Axonius positions itself as a central visibility and orchestration layer that can correlate information across networks, endpoints, identities and applications. The company argues that its platform can provide contextual relationships between AI agents, identities, SaaS applications and software assets — enabling enterprises to inventory agents, understand access, and monitor interactions with downstream systems.

Diamond cautioned that no single product will solve the whole problem: "There's not going to be any one solution that solves all of it... It's going to be defense in depth for AI, no different than it was for endpoint, no different than it was for network."

Extending into IoT and OT after the Cynerio acquisition

Axonius' July 2025 acquisition of Cynerio, a medical device security specialist, for more than $100 million gave the company network-based visibility capabilities for cyber-physical assets that complement its existing platform-neutral integration strategy. Diamond said that unlike traditional IT assets — which are often API-driven — IoT and OT frequently require sensor-based network visibility, a capability Cynerio brought to Axonius.

"Wouldn't it be great if we could also extend the same platform and cover IoT and OT devices as well?" Diamond asked, explaining why the company moved to include those asset classes. He contrasted Axonius' origin in IT asset visibility with Armis, which began in IoT and OT before moving deeper into IT environments — and noted that Armis' acquisition by ServiceNow has caused some joint customers to reevaluate long-term platform strategies.

What this means for security teams, procurement leaders, and enterprises

  • Security teams: Expect a platform that prioritizes not only discovery but also remediation workflows. Diamond emphasized automation — patching, agent deployment, policy enforcement — executed from the same orchestration layer that discovers issues.
  • Procurement leaders and platform architects: The company is explicitly positioning itself as a consolidator of visibility across asset classes, including AI agents, SaaS, endpoints, IoT and OT, which could influence decisions about platform consolidation versus best-of-breed mixes.

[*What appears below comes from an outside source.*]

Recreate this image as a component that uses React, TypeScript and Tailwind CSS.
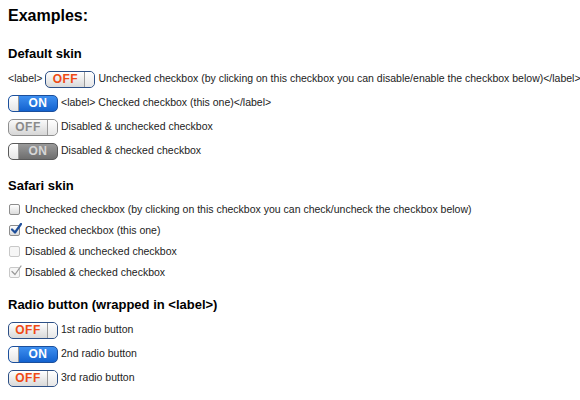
import React from "react";

type SwitchProps = { on?: boolean; disabled?: boolean };

function Switch({ on = false, disabled = false }: SwitchProps) {
  const frame = disabled
    ? on
      ? "border-[#5a5a5a] bg-gradient-to-b from-[#9a9a9a] to-[#6e6e6e]"
      : "border-[#8f8f8f] bg-gradient-to-b from-[#fafafa] to-[#d6d6d6]"
    : on
      ? "border-[#1b4f9c] bg-gradient-to-b from-[#3d8ff0] to-[#1262cf]"
      : "border-[#2c4f86] bg-gradient-to-b from-[#ffffff] to-[#d9d9d9]";
  const label = disabled
    ? on
      ? "text-[#d6d6d6]"
      : "text-[#8a8a8a]"
    : on
      ? "text-white"
      : "text-[#ef4a16]";
  const knob = (
    <div
      className={
        "h-full w-[10px] bg-gradient-to-b from-white to-[#e6e6e6] " +
        (on ? "rounded-l-[4px] border-r border-[#9a9a9a]" : "rounded-r-[4px] border-l border-[#9a9a9a]")
      }
    />
  );
  return (
    <div
      className={
        "flex h-[17px] w-[50px] shrink-0 overflow-hidden rounded-[5px] border " + frame
      }
    >
      {on && knob}
      <div
        className={
          "flex flex-1 items-center justify-center text-[12px] font-bold leading-none tracking-[0.5px] " +
          label
        }
      >
        {on ? "ON" : "OFF"}
      </div>
      {!on && knob}
    </div>
  );
}

function Box({ checked = false, disabled = false }: { checked?: boolean; disabled?: boolean }) {
  return (
    <div
      className={
        "relative h-[11px] w-[11px] shrink-0 rounded-[2px] border " +
        (disabled
          ? "border-[#c8c8c8] bg-[#f6f6f6]"
          : "border-[#8d8d8d] bg-gradient-to-b from-[#ffffff] to-[#dcdcdc]")
      }
    >
      {checked && (
        <svg
          viewBox="0 0 12 12"
          className="absolute left-[0px] top-[-3px] h-[12px] w-[12px]"
        >
          <path
            d="M2 6.5 L5 9.5 L11 1"
            fill="none"
            stroke={disabled ? "#9a9a9a" : "#1f4f9a"}
            strokeWidth={disabled ? 1.3 : 2.2}
            strokeLinecap="round"
            strokeLinejoin="round"
          />
        </svg>
      )}
    </div>
  );
}

export default function App() {
  return (
    <div
      className="h-[400px] w-[580px] overflow-hidden whitespace-nowrap bg-white pl-[8px] text-[10.5px] text-[#222]"
      style={{ fontFamily: '"Liberation Sans", Arial, sans-serif' }}
    >
      <div className="flex h-[32px] items-center text-[16px] font-bold text-black">Examples:</div>

      <div className="mt-[9px] flex h-[26px] items-center text-[13px] font-bold text-black">Default skin</div>
      <div className="flex h-[24px] items-center gap-[3px]">
        <span>&lt;label&gt;</span>
        <Switch />
        <span>Unchecked checkbox (by clicking on this checkbox you can disable/enable the checkbox below)&lt;/label&gt;</span>
      </div>
      <div className="flex h-[24px] items-center gap-[3px]">
        <Switch on />
        <span>&lt;label&gt; Checked checkbox (this one)&lt;/label&gt;</span>
      </div>
      <div className="flex h-[24px] items-center gap-[3px]">
        <Switch disabled />
        <span>Disabled &amp; unchecked checkbox</span>
      </div>
      <div className="flex h-[24px] items-center gap-[3px]">
        <Switch on disabled />
        <span>Disabled &amp; checked checkbox</span>
      </div>

      <div className="mt-[10px] flex h-[26px] items-center text-[13px] font-bold text-black">Safari skin</div>
      <div className="flex h-[21px] items-center gap-[5px] pl-[1px]">
        <Box />
        <span>Unchecked checkbox (by clicking on this checkbox you can check/uncheck the checkbox below)</span>
      </div>
      <div className="flex h-[21px] items-center gap-[5px] pl-[1px]">
        <Box checked />
        <span>Checked checkbox (this one)</span>
      </div>
      <div className="flex h-[21px] items-center gap-[5px] pl-[1px]">
        <Box disabled />
        <span>Disabled &amp; unchecked checkbox</span>
      </div>
      <div className="flex h-[21px] items-center gap-[5px] pl-[1px]">
        <Box checked disabled />
        <span>Disabled &amp; checked checkbox</span>
      </div>

      <div className="mt-[9px] flex h-[26px] items-center text-[13px] font-bold text-black">
        Radio button (wrapped in &lt;label&gt;)
      </div>
      <div className="flex h-[24px] items-center gap-[3px]">
        <Switch />
        <span>1st radio button</span>
      </div>
      <div className="flex h-[24px] items-center gap-[3px]">
        <Switch on />
        <span>2nd radio button</span>
      </div>
      <div className="flex h-[24px] items-center gap-[3px]">
        <Switch />
        <span>3rd radio button</span>
      </div>
    </div>
  );
}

Diamond said some customers are already reevaluating platform strategies in the wake of vendor consolidations.
  • Enterprises with medical and cyber-physical assets: The Cynerio acquisition is meant to bring network-sensor capabilities for classifying and inventorying those devices into Axonius' broader integration footprint, enabling a single platform view across cyber and cyber-physical inventories.

Diamond framed the company's path bluntly: extend visibility, build orchestration and maintain platform neutrality while adding the sensor-based capabilities required for IoT and OT. He said Axonius is "making sure that we keep all of our options open, that we're building all the rigor internally and all the operational strength to make sure that we can be a strong and independent company." That declaration is both a roadmap and a test — whether customers will accept one platform for discovery and remediation across traditional IT, AI agents, and cyber-physical systems remains the practical question Axonius has set out to answer.